Cherokee Nation Tribal Councilor for the 5th district
- In office 2003–2007 Serving with Melvina Shotpouch

Personal details
- Born: April 9, 1950 (age 76) Tulsa, Oklahoma, U.S.
- Citizenship: Cherokee Nation United States
- Children: 3
- Education: Northeastern State University

= Linda Hughes O'Leary =

Cherokee politician (born 1950)

Linda Hughes O'Leary (born April 9, 1950) is a Cherokee politician who served on the Cherokee Nation tribal council for district 5 from 2003 to 2007.

== Life ==
Hughes O'Leary was born on April 9, 1950, in Tulsa, Oklahoma, to Clinton "Webb" Hughes and Frankie Lou Potter Hughes. She is a descendant of original Cherokee enrollees, with her grandparents being Ezekiel "Zeke" and Katie Kaiser Hughes, and John and Nina "Pug" Beck Hendren Potter. Hughes O'Leary graduated from Colcord High School and later attended Northeastern State University, where she earned a bachelor's degree in education with a minor in sociology.

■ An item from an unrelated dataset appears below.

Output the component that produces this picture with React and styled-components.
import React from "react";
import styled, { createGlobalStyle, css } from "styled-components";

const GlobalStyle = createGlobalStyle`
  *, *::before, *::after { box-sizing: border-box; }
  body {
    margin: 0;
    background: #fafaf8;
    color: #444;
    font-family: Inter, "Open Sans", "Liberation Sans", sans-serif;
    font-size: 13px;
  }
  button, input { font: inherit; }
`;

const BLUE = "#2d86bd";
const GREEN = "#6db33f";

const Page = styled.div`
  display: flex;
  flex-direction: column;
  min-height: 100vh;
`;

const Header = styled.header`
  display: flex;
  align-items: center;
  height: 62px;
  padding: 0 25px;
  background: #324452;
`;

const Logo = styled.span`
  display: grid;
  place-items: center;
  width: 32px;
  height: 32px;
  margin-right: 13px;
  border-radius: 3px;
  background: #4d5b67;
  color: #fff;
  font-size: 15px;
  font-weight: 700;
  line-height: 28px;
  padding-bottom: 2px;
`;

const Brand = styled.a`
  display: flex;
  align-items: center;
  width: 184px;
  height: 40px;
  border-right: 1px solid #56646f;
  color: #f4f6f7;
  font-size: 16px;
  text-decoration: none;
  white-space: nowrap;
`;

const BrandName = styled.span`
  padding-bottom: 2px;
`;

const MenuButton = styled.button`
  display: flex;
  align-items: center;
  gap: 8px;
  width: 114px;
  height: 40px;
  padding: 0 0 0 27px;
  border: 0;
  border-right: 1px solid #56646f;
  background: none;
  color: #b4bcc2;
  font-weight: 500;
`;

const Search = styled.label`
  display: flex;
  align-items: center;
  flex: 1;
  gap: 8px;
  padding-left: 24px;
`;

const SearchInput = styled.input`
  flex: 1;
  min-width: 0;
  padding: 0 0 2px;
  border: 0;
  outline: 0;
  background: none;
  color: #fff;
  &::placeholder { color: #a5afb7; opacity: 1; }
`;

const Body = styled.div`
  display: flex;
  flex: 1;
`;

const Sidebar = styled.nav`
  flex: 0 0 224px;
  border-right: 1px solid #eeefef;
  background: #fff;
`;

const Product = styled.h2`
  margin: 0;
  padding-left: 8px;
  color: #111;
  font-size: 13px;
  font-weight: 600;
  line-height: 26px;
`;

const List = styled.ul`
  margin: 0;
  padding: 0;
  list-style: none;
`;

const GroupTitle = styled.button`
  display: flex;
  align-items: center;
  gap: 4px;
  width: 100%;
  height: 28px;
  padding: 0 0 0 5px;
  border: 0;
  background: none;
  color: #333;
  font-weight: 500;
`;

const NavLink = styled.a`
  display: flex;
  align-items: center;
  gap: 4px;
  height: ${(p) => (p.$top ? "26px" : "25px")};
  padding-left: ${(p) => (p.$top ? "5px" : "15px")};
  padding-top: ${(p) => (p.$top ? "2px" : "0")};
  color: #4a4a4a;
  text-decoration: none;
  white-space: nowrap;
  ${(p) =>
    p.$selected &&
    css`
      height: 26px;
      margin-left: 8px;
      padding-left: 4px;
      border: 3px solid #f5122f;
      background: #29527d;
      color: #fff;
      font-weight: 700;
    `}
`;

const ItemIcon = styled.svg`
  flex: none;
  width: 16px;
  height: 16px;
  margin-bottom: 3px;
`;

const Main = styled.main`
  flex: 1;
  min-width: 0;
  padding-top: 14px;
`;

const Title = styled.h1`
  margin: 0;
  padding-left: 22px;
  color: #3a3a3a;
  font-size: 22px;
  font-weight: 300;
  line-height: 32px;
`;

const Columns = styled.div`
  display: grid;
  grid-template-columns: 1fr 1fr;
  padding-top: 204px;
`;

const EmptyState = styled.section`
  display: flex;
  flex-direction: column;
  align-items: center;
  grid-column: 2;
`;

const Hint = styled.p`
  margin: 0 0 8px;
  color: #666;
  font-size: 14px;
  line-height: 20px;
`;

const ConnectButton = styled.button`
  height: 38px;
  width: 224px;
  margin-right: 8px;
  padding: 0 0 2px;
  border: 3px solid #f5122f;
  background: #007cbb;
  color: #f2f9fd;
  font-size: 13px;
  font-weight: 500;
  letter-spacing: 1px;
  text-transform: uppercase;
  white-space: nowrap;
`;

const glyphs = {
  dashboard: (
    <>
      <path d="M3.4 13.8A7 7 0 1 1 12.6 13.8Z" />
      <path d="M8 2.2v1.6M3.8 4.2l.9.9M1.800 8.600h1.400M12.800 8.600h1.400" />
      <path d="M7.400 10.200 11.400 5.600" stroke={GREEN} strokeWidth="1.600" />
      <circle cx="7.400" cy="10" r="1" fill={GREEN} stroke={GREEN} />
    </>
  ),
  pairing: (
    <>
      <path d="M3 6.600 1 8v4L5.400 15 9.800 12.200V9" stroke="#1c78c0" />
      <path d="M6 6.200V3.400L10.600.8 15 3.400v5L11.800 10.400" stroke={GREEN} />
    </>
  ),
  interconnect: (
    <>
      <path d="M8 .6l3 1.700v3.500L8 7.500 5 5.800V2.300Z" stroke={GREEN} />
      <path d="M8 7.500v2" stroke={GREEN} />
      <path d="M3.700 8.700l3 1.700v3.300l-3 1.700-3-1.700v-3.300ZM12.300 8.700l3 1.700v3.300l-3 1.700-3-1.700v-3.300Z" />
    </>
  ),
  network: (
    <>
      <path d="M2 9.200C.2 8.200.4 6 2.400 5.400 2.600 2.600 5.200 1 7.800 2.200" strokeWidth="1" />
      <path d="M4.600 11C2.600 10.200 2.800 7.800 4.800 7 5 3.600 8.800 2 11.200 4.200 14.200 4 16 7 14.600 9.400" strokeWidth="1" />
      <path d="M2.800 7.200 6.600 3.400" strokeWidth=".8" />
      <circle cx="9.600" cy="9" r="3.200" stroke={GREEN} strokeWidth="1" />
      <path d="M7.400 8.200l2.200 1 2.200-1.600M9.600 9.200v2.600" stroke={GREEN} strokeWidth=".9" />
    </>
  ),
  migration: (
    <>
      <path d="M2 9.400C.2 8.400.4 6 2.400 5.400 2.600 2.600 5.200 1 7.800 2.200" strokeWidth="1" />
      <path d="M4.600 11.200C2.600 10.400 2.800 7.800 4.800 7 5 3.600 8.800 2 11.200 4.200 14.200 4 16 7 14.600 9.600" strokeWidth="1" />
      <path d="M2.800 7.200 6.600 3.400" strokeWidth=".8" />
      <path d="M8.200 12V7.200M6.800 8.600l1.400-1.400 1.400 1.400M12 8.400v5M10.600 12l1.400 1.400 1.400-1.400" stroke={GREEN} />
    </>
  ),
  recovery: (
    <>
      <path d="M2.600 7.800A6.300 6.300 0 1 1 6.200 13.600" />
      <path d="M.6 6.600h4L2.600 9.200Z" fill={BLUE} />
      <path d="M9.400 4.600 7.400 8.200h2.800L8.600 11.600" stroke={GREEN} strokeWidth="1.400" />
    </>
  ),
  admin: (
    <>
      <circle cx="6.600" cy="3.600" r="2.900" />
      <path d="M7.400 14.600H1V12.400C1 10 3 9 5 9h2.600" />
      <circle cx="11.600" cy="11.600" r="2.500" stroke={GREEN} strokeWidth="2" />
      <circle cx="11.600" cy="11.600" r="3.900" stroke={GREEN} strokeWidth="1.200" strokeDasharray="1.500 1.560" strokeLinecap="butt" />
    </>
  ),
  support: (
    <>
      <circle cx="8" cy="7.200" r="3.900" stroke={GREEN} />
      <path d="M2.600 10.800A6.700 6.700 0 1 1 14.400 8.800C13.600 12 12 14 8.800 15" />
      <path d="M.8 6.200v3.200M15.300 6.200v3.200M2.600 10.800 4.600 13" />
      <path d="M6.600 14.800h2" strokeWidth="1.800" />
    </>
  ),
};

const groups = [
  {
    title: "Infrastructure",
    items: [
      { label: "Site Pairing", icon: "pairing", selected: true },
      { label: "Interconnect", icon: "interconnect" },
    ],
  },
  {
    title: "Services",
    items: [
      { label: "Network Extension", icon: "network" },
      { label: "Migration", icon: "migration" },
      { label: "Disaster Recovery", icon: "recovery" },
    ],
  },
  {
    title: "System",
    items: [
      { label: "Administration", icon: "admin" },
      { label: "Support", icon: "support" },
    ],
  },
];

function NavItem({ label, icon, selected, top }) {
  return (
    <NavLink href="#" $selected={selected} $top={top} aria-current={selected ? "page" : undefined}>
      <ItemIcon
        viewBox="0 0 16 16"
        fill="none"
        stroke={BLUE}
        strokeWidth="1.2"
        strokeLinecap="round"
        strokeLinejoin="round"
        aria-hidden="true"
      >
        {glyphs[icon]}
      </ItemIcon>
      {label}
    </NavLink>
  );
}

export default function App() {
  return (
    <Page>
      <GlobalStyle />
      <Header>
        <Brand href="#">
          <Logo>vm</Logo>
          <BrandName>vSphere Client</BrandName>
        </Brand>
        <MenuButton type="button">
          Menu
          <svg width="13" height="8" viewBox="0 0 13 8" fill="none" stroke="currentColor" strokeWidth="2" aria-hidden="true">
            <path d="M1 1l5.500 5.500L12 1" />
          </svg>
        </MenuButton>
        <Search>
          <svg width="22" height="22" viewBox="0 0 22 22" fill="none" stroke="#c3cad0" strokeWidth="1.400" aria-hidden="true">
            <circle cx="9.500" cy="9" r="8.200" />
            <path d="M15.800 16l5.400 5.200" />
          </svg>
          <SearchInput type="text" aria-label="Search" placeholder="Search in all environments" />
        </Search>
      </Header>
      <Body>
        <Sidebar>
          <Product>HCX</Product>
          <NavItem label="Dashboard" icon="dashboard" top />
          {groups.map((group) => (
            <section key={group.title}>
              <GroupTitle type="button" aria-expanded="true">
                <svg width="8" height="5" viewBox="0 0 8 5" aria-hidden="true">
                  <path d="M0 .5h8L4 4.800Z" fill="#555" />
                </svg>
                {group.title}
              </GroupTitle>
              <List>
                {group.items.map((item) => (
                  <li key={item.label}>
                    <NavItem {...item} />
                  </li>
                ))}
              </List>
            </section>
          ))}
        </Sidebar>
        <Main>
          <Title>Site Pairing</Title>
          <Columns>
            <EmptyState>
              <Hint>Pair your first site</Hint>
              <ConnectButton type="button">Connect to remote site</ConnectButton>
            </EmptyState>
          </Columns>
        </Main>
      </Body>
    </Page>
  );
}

Hughes O'Leary began her career at the U.S. Department of Human Services, where she worked for 19 years. During her time there, she specialized in child protection services, home studies, adult services, and medical clinic eligibility within the welfare department. Following her career in social services, she established her own bail bond business in Oklahoma, where she has been operating for over 15 years as of 2003.

In 2003, Hughes O'Leary and Melvina Shotpouch were elected to represent the multi-member district 5 of the Cherokee Nation tribal council. She focused on issues such as education, housing, healthcare, and cultural preservation.

As of 2003, Hughes O'Leary resides in Jay, Oklahoma, with her husband, Larry O'Leary. They have three children.